• EXERCISE BRIEF: Show each line from the listing that includes the word "index".

• DATASET CONTENT:
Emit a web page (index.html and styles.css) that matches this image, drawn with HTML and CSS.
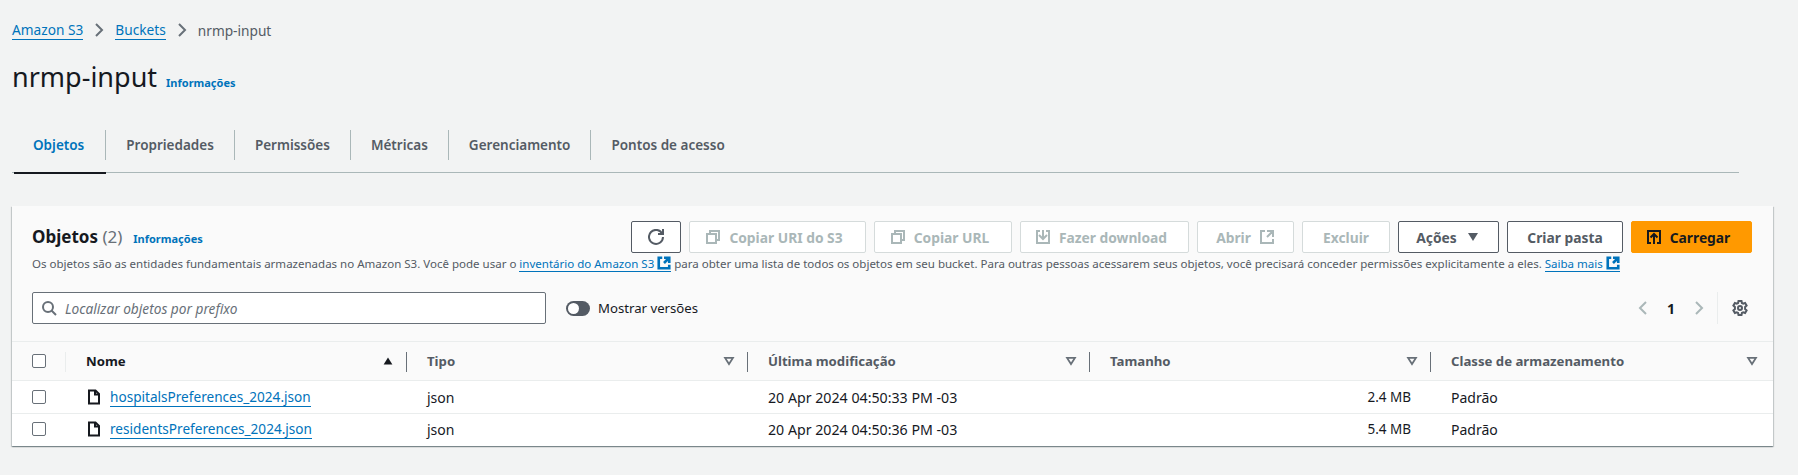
FILE: index.html
```html
<!DOCTYPE html>
<html lang="pt-BR">
<head>
<meta charset="utf-8">
<title>nrmp-input</title>
<link rel="stylesheet" href="styles.css">
</head>
<body>
<svg class="defs" width="0" height="0" aria-hidden="true">
  <symbol id="i-ext" viewBox="0 0 16 16"><path d="M14 8V2H8M14 2 8 8M6 2H2v12h12v-4"/></symbol>
  <symbol id="i-copy" viewBox="0 0 16 16"><path d="M2 5h9v9H2z"/><path d="M5 5V2h9v9h-3"/></symbol>
  <symbol id="i-chev" viewBox="0 0 16 16"><path d="m5 2 6 6-6 6"/></symbol>
  <symbol id="i-chev-l" viewBox="0 0 16 16"><path d="m11 2-6 6 6 6"/></symbol>
  <symbol id="i-file" viewBox="0 0 16 16"><path d="M3 1.500h6.500L13 5v9.500H3z"/><path d="M9 1.500V5.500h4"/></symbol>
  <symbol id="i-down" viewBox="0 0 16 16"><path d="M3.500 4.500h9L8 11.500z"/></symbol>
</svg>
<main class="page">
  <nav class="crumbs">
    <a class="link" href="#">Amazon S3</a>
    <svg class="crumb-sep"><use href="#i-chev"/></svg>
    <a class="link" href="#">Buckets</a>
    <svg class="crumb-sep"><use href="#i-chev"/></svg>
    <span class="crumb-cur">nrmp-input</span>
  </nav>
  <header class="title-row">
    <h1>nrmp-input</h1>
    <a class="info" href="#">Informações</a>
  </header>
  <div class="tabs">
    <a class="tab tab-active" href="#"><span>Objetos</span></a>
    <a class="tab" href="#"><span>Propriedades</span></a>
    <a class="tab" href="#"><span>Permissões</span></a>
    <a class="tab" href="#"><span>Métricas</span></a>
    <a class="tab" href="#"><span>Gerenciamento</span></a>
    <a class="tab tab-last" href="#"><span>Pontos de acesso</span></a>
  </div>
  <section class="card">
    <div class="card-head">
      <div class="head-row">
        <div class="head-title">
          <h2>Objetos <span class="count">(2)</span></h2>
          <a class="info" href="#">Informações</a>
        </div>
        <div class="actions">
          <button class="btn btn-refresh"><svg class="ico" viewBox="0 0 16 16"><path d="M10 5h5V0"/><path d="M15 8a7 7 0 1 1-.6-2.900"/></svg></button>
          <button class="btn off w-uri lead"><svg class="ico"><use href="#i-copy"/></svg>Copiar URI do S3</button>
          <button class="btn off w-url lead"><svg class="ico"><use href="#i-copy"/></svg>Copiar URL</button>
          <button class="btn off w-dl lead"><svg class="ico" viewBox="0 0 16 16"><path d="M11 2h3v12H2V2h3"/><path d="m4 6 4 4 4-4M8 1v9"/></svg>Fazer download</button>
          <button class="btn off w-open">Abrir<svg class="ico"><use href="#i-ext"/></svg></button>
          <button class="btn off w-del">Excluir</button>
          <button class="btn w-act">Ações<svg class="ico caret" viewBox="0 0 16 16"><path d="M3 4h10l-5 8z"/></svg></button>
          <button class="btn w-new">Criar pasta</button>
          <button class="btn primary w-up lead"><svg class="ico" viewBox="0 0 16 16"><path d="M5 14H2V2h12v12h-3M4.500 8.500 8 5l3.500 3.500M8 5.500V15"/></svg>Carregar</button>
        </div>
      </div>
      <p class="desc">Os objetos são as entidades fundamentais armazenadas no Amazon S3. Você pode usar o <a class="link" href="#">inventário do Amazon S3 <svg class="ext"><use href="#i-ext"/></svg></a> para obter uma lista de todos os objetos em seu bucket. Para outras pessoas acessarem seus objetos, você precisará conceder permissões explicitamente a eles. <a class="link" href="#">Saiba mais <svg class="ext"><use href="#i-ext"/></svg></a></p>
      <div class="filter-row">
        <label class="search">
          <svg class="ico" viewBox="0 0 16 16"><circle cx="7" cy="7" r="5"/><path d="m15 15-4.500-4.500"/></svg>
          <span>Localizar objetos por prefixo</span>
        </label>
        <span class="toggle"></span>
        <span class="toggle-label">Mostrar versões</span>
        <div class="pager">
          <svg class="ico dim"><use href="#i-chev-l"/></svg>
          <b>1</b>
          <svg class="ico dim"><use href="#i-chev"/></svg>
          <i class="pager-sep"></i>
          <svg class="ico gear" viewBox="0 0 16 16"><path d="M6.500 1h3l.4 2 1.300.7 1.900-.7 1.500 2.600-1.500 1.300v2.200l1.500 1.300-1.500 2.600-1.900-.7-1.300.7-.4 2h-3l-.4-2-1.300-.7-1.900.7-1.500-2.600 1.500-1.300V6.900L1.400 5.600 2.900 3l1.900.7 1.300-.7z"/><circle cx="8" cy="8" r="2"/></svg>
        </div>
      </div>
    </div>
    <div class="table">
      <div class="th th-check"><span class="check"></span></div>
      <div class="th"><span class="strong">Nome</span><svg class="sort up" viewBox="0 0 16 16"><path d="M3 12h10L8 4z"/></svg></div>
      <div class="th"><span>Tipo</span><svg class="sort"><use href="#i-down"/></svg></div>
      <div class="th"><span>Última modificação</span><svg class="sort"><use href="#i-down"/></svg></div>
      <div class="th"><span>Tamanho</span><svg class="sort"><use href="#i-down"/></svg></div>
      <div class="th th-last"><span>Classe de armazenamento</span><svg class="sort"><use href="#i-down"/></svg></div>

      <div class="td td-check"><span class="check"></span></div>
      <div class="td td-name"><svg class="ico file"><use href="#i-file"/></svg><a class="link" href="#">hospitalsPreferences_2024.json</a></div>
      <div class="td">json</div>
      <div class="td td-date">20 Apr 2024 04:50:33 PM -03</div>
      <div class="td td-num">2.4 MB</div>
      <div class="td">Padrão</div>

      <div class="td td-check"><span class="check"></span></div>
      <div class="td td-name"><svg class="ico file"><use href="#i-file"/></svg><a class="link" href="#">residentsPreferences_2024.json</a></div>
      <div class="td">json</div>
      <div class="td td-date">20 Apr 2024 04:50:36 PM -03</div>
      <div class="td td-num">5.4 MB</div>
      <div class="td">Padrão</div>
    </div>
  </section>
</main>
</body>
</html>
```
FILE: styles.css
```css
* { box-sizing: border-box; }
html, body { margin: 0; height: 100%; }
body {
  background: #f2f3f3;
  color: #16191f;
  font-family: "Noto Sans", "Liberation Sans", sans-serif;
  font-size: 14px;
  overflow: hidden;
}
.defs { position: absolute; }
svg { fill: none; stroke: currentColor; stroke-width: 2; }
.page { padding: 0 26px 0 12px; }
a { text-decoration: none; }
.link { color: #0073bb; border-bottom: 1px solid #0073bb; }

.crumbs { display: flex; align-items: center; height: 20px; margin-top: 20px; font-size: 13.7px; }
.crumb-sep { width: 16px; height: 16px; margin: 0 8px; color: #687078; }
.crumb-cur { color: #545b64; }

.title-row { display: flex; align-items: baseline; gap: 8px; margin-top: 19px; height: 40px; }
h1 { margin: 0; font-size: 27px; font-weight: 400; line-height: 36px; }
.info { font-size: 11px; font-weight: 700; color: #0073bb; }
.title-row .info { margin-left: 1px; }
.head-title .info { margin-left: 3px; }

.tabs { display: flex; height: 50px; margin-top: 24px; border-bottom: 1px solid #aab7b8; margin-right: 33px; }
.tab { position: relative; display: block; height: 50px; padding-top: 7px; color: #545b64; font-size: 13.5px; font-weight: 600; }
.tab span { display: flex; align-items: center; height: 30px; padding: 0 20px; border-right: 1px solid #aab7b8; }
.tab-last span { border-right: 0; }
.tab-active { color: #0073bb; margin-left: 2px; }
.tab-active span { padding: 0 21px 0 19px; }
.tab-active::after { content: ""; position: absolute; left: 0; right: 0; bottom: -1px; height: 2px; background: #16191f; }

.card { margin-top: 33px; width: 1761px; background: #fff; box-shadow: 0 1px 1px 0 rgba(0,28,36,.3), 1px 1px 1px 0 rgba(0,28,36,.15), -1px 1px 1px 0 rgba(0,28,36,.15); }
.card-head { background: #fafafa; padding: 15px 21px 15px 20px; height: 136px; border-bottom: 1px solid #eaeded; }
.head-row { display: flex; justify-content: space-between; align-items: center; height: 32px; }
.head-title { display: flex; align-items: baseline; gap: 8px; }
h2 { margin: 0; font-size: 17px; font-weight: 700; line-height: 22px; }
.count { font-weight: 400; color: #687078; }
.actions { display: flex; gap: 8px; }
.btn { display: flex; align-items: center; justify-content: center; gap: 8px; height: 32px; padding: 0; border: 1px solid #545b64; border-radius: 2px; background: #fff; color: #545b64; font: 700 13.8px "Noto Sans", "Liberation Sans", sans-serif; }
.btn-refresh { width: 50px; }
.lead { padding-right: 7px; }
.off { border-color: #d5dbdb; color: #aab7b8; }
.primary { background: #ff9900; border-color: #ff9900; color: #16191f; }
.ico { width: 16px; height: 16px; flex: none; }
.caret { fill: currentColor; stroke: none; }
.w-uri { width: 177px; } .w-url { width: 138px; } .w-dl { width: 169px; } .w-open { width: 97px; } .w-del { width: 88px; } .w-act { width: 101px; } .w-new { width: 116px; } .w-up { width: 121px; }

.desc { margin: 1px 0 0; font-size: 11.53px; line-height: 20px; color: #545b64; white-space: nowrap; }
.ext { width: 14px; height: 14px; vertical-align: -2px; stroke-width: 3; }

.filter-row { display: flex; align-items: center; height: 34px; margin-top: 17px; margin-right: -1px; }
.search { display: flex; align-items: center; gap: 8px; width: 514px; height: 32px; padding-left: 8px; background: #fff; border: 1px solid #687078; border-radius: 2px; color: #687078; font-size: 13.7px; font-style: italic; }
.toggle { position: relative; width: 24px; height: 15px; margin-left: 20px; border-radius: 8px; background: #545b64; }
.toggle::before { content: ""; position: absolute; left: 2px; top: 2px; width: 11px; height: 11px; border-radius: 50%; background: #fff; }
.toggle-label { margin-left: 8px; font-size: 13.2px; }
.pager { display: flex; align-items: center; margin-left: auto; height: 32px; margin-right: 5px; }
.pager b { width: 40px; text-align: center; font-size: 14px; font-weight: 700; }
.dim { color: #aab7b8; }
.pager-sep { width: 1px; height: 32px; margin: 0 14px 0 10px; background: #eaeded; }
.gear { color: #545b64; }

.table { display: grid; grid-template-columns: 54px 341px 341px 342px 341px 342px; }
.th { display: flex; align-items: center; justify-content: space-between; height: 39px; padding: 0 12px 0 20px; background: #fafafa; border-bottom: 1px solid #eaeded; position: relative; font-size: 13.2px; font-weight: 700; color: #545b64; }
.th::after { content: ""; position: absolute; right: 0; top: 10px; height: 20px; width: 1px; background: #687078; }
.th-check::after { background: #eaeded; }
.th-last::after { display: none; }
.th-last { padding-right: 14px; }
.th-check, .td-check { justify-content: flex-start; }
.strong { color: #16191f; }
.sort { width: 14px; height: 14px; color: #687078; }
.sort.up { color: #16191f; fill: currentColor; stroke: none; }
.check { display: block; width: 14px; height: 14px; background: #fff; border: 1px solid #687078; border-radius: 2px; }
.td { display: flex; align-items: center; height: 33px; padding-left: 20px; background: #fff; border-bottom: 1px solid #eaeded; font-size: 14px; }
.td:nth-last-child(-n+6) { height: 32px; border-bottom: 0; padding-bottom: 2px; }
.td-name { gap: 8px; font-size: 13.6px; }
.td-date { font-size: 14.2px; }
.td-num { justify-content: flex-end; padding-right: 20px; font-size: 13.5px; }
.file { color: #16191f; }
```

• FINAL RESULT:
Emit a web page (index.html and styles.css) that matches this image, drawn with HTML and CSS.
FILE: index.html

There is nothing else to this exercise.